** begin Extracted information **
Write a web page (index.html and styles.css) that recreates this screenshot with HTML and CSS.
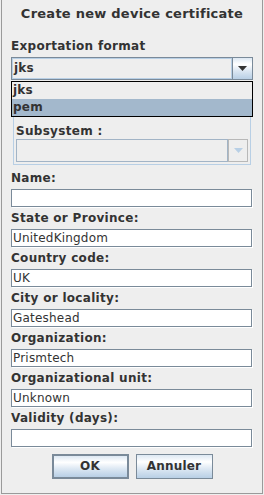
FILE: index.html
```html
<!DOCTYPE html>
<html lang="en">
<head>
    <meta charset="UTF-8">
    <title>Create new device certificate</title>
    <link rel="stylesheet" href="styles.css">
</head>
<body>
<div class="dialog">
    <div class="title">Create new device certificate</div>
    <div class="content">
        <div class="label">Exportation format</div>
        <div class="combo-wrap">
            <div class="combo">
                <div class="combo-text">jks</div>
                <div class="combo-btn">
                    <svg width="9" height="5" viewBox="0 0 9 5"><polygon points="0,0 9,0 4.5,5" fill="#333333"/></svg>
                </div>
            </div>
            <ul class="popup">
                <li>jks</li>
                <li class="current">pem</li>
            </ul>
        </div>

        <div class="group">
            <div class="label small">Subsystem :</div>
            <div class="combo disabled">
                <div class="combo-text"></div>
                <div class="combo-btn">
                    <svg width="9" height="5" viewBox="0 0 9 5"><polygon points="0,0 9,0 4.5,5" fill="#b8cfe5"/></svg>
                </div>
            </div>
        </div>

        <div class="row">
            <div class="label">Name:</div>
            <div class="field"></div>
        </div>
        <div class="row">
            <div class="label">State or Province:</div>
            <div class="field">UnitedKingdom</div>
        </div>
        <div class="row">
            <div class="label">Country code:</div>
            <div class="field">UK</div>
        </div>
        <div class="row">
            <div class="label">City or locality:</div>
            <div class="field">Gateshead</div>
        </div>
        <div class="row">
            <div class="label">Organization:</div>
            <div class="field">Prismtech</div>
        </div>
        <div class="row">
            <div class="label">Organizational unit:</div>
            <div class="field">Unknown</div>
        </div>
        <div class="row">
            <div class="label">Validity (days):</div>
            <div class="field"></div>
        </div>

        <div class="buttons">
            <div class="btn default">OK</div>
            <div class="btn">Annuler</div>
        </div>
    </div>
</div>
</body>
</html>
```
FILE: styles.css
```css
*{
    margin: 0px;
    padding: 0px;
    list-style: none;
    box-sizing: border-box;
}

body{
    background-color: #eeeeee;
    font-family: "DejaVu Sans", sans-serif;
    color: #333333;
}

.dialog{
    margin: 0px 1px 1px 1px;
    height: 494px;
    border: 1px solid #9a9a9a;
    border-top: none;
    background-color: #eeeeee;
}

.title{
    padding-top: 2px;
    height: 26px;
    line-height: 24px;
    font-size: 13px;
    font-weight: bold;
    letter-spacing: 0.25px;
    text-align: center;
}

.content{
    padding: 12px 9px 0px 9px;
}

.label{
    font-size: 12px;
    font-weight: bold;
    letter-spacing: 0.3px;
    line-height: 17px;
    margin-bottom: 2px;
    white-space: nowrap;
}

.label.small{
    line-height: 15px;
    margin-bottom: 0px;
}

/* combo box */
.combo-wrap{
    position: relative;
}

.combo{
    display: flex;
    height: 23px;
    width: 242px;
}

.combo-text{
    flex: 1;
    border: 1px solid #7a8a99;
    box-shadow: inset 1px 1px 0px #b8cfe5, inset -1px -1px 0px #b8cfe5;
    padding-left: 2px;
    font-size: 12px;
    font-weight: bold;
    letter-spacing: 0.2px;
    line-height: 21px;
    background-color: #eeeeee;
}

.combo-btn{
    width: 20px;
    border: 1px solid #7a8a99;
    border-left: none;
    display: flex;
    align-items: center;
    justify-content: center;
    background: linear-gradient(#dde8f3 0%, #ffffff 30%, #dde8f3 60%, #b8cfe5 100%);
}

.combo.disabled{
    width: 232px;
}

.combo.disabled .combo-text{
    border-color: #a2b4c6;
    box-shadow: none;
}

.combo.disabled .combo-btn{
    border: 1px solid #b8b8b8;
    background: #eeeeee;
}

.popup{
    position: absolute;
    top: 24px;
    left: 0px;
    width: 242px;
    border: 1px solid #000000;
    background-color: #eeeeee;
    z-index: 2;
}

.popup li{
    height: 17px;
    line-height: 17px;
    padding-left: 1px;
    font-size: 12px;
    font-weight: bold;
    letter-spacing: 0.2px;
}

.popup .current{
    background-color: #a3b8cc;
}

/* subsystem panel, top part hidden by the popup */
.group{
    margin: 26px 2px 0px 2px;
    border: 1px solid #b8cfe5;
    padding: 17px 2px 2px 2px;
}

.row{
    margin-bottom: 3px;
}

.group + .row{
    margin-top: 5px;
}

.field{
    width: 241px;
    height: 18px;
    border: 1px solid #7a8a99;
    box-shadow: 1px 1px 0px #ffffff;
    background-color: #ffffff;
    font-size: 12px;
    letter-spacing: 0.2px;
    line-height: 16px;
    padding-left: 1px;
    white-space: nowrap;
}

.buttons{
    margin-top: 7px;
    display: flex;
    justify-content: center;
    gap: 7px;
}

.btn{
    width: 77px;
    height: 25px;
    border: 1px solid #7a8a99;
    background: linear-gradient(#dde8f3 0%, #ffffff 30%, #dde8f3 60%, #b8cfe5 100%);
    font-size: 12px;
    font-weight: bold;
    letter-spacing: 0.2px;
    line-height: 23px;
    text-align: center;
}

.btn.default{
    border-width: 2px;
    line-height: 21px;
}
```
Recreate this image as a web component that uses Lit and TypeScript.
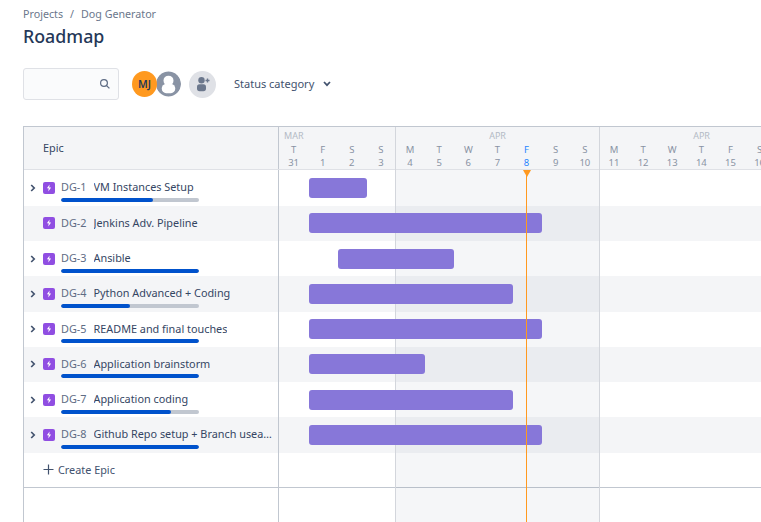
** end Extracted information **
### Instruction
Would you mind returning each entry above word for word, skipping the images?

### Full response
Write a web page (index.html and styles.css) that recreates this screenshot with HTML and CSS.
FILE: index.html
```html
<!DOCTYPE html>
<html lang="en">
<head>
    <meta charset="UTF-8">
    <title>Create new device certificate</title>
    <link rel="stylesheet" href="styles.css">
</head>
<body>
<div class="dialog">
    <div class="title">Create new device certificate</div>
    <div class="content">
        <div class="label">Exportation format</div>
        <div class="combo-wrap">
            <div class="combo">
                <div class="combo-text">jks</div>
                <div class="combo-btn">
                    <svg width="9" height="5" viewBox="0 0 9 5"><polygon points="0,0 9,0 4.5,5" fill="#333333"/></svg>
                </div>
            </div>
            <ul class="popup">
                <li>jks</li>
                <li class="current">pem</li>
            </ul>
        </div>

        <div class="group">
            <div class="label small">Subsystem :</div>
            <div class="combo disabled">
                <div class="combo-text"></div>
                <div class="combo-btn">
                    <svg width="9" height="5" viewBox="0 0 9 5"><polygon points="0,0 9,0 4.5,5" fill="#b8cfe5"/></svg>
                </div>
            </div>
        </div>

        <div class="row">
            <div class="label">Name:</div>
            <div class="field"></div>
        </div>
        <div class="row">
            <div class="label">State or Province:</div>
            <div class="field">UnitedKingdom</div>
        </div>
        <div class="row">
            <div class="label">Country code:</div>
            <div class="field">UK</div>
        </div>
        <div class="row">
            <div class="label">City or locality:</div>
            <div class="field">Gateshead</div>
        </div>
        <div class="row">
            <div class="label">Organization:</div>
            <div class="field">Prismtech</div>
        </div>
        <div class="row">
            <div class="label">Organizational unit:</div>
            <div class="field">Unknown</div>
        </div>
        <div class="row">
            <div class="label">Validity (days):</div>
            <div class="field"></div>
        </div>

        <div class="buttons">
            <div class="btn default">OK</div>
            <div class="btn">Annuler</div>
        </div>
    </div>
</div>
</body>
</html>
```
FILE: styles.css
```css
*{
    margin: 0px;
    padding: 0px;
    list-style: none;
    box-sizing: border-box;
}

body{
    background-color: #eeeeee;
    font-family: "DejaVu Sans", sans-serif;
    color: #333333;
}

.dialog{
    margin: 0px 1px 1px 1px;
    height: 494px;
    border: 1px solid #9a9a9a;
    border-top: none;
    background-color: #eeeeee;
}

.title{
    padding-top: 2px;
    height: 26px;
    line-height: 24px;
    font-size: 13px;
    font-weight: bold;
    letter-spacing: 0.25px;
    text-align: center;
}

.content{
    padding: 12px 9px 0px 9px;
}

.label{
    font-size: 12px;
    font-weight: bold;
    letter-spacing: 0.3px;
    line-height: 17px;
    margin-bottom: 2px;
    white-space: nowrap;
}

.label.small{
    line-height: 15px;
    margin-bottom: 0px;
}

/* combo box */
.combo-wrap{
    position: relative;
}

.combo{
    display: flex;
    height: 23px;
    width: 242px;
}

.combo-text{
    flex: 1;
    border: 1px solid #7a8a99;
    box-shadow: inset 1px 1px 0px #b8cfe5, inset -1px -1px 0px #b8cfe5;
    padding-left: 2px;
    font-size: 12px;
    font-weight: bold;
    letter-spacing: 0.2px;
    line-height: 21px;
    background-color: #eeeeee;
}

.combo-btn{
    width: 20px;
    border: 1px solid #7a8a99;
    border-left: none;
    display: flex;
    align-items: center;
    justify-content: center;
    background: linear-gradient(#dde8f3 0%, #ffffff 30%, #dde8f3 60%, #b8cfe5 100%);
}

.combo.disabled{
    width: 232px;
}

.combo.disabled .combo-text{
    border-color: #a2b4c6;
    box-shadow: none;
}

.combo.disabled .combo-btn{
    border: 1px solid #b8b8b8;
    background: #eeeeee;
}

.popup{
    position: absolute;
    top: 24px;
    left: 0px;
    width: 242px;
    border: 1px solid #000000;
    background-color: #eeeeee;
    z-index: 2;
}

.popup li{
    height: 17px;
    line-height: 17px;
    padding-left: 1px;
    font-size: 12px;
    font-weight: bold;
    letter-spacing: 0.2px;
}

.popup .current{
    background-color: #a3b8cc;
}

/* subsystem panel, top part hidden by the popup */
.group{
    margin: 26px 2px 0px 2px;
    border: 1px solid #b8cfe5;
    padding: 17px 2px 2px 2px;
}

.row{
    margin-bottom: 3px;
}

.group + .row{
    margin-top: 5px;
}

.field{
    width: 241px;
    height: 18px;
    border: 1px solid #7a8a99;
    box-shadow: 1px 1px 0px #ffffff;
    background-color: #ffffff;
    font-size: 12px;
    letter-spacing: 0.2px;
    line-height: 16px;
    padding-left: 1px;
    white-space: nowrap;
}

.buttons{
    margin-top: 7px;
    display: flex;
    justify-content: center;
    gap: 7px;
}

.btn{
    width: 77px;
    height: 25px;
    border: 1px solid #7a8a99;
    background: linear-gradient(#dde8f3 0%, #ffffff 30%, #dde8f3 60%, #b8cfe5 100%);
    font-size: 12px;
    font-weight: bold;
    letter-spacing: 0.2px;
    line-height: 23px;
    text-align: center;
}

.btn.default{
    border-width: 2px;
    line-height: 21px;
}
```
Recreate this image as a web component that uses Lit and TypeScript.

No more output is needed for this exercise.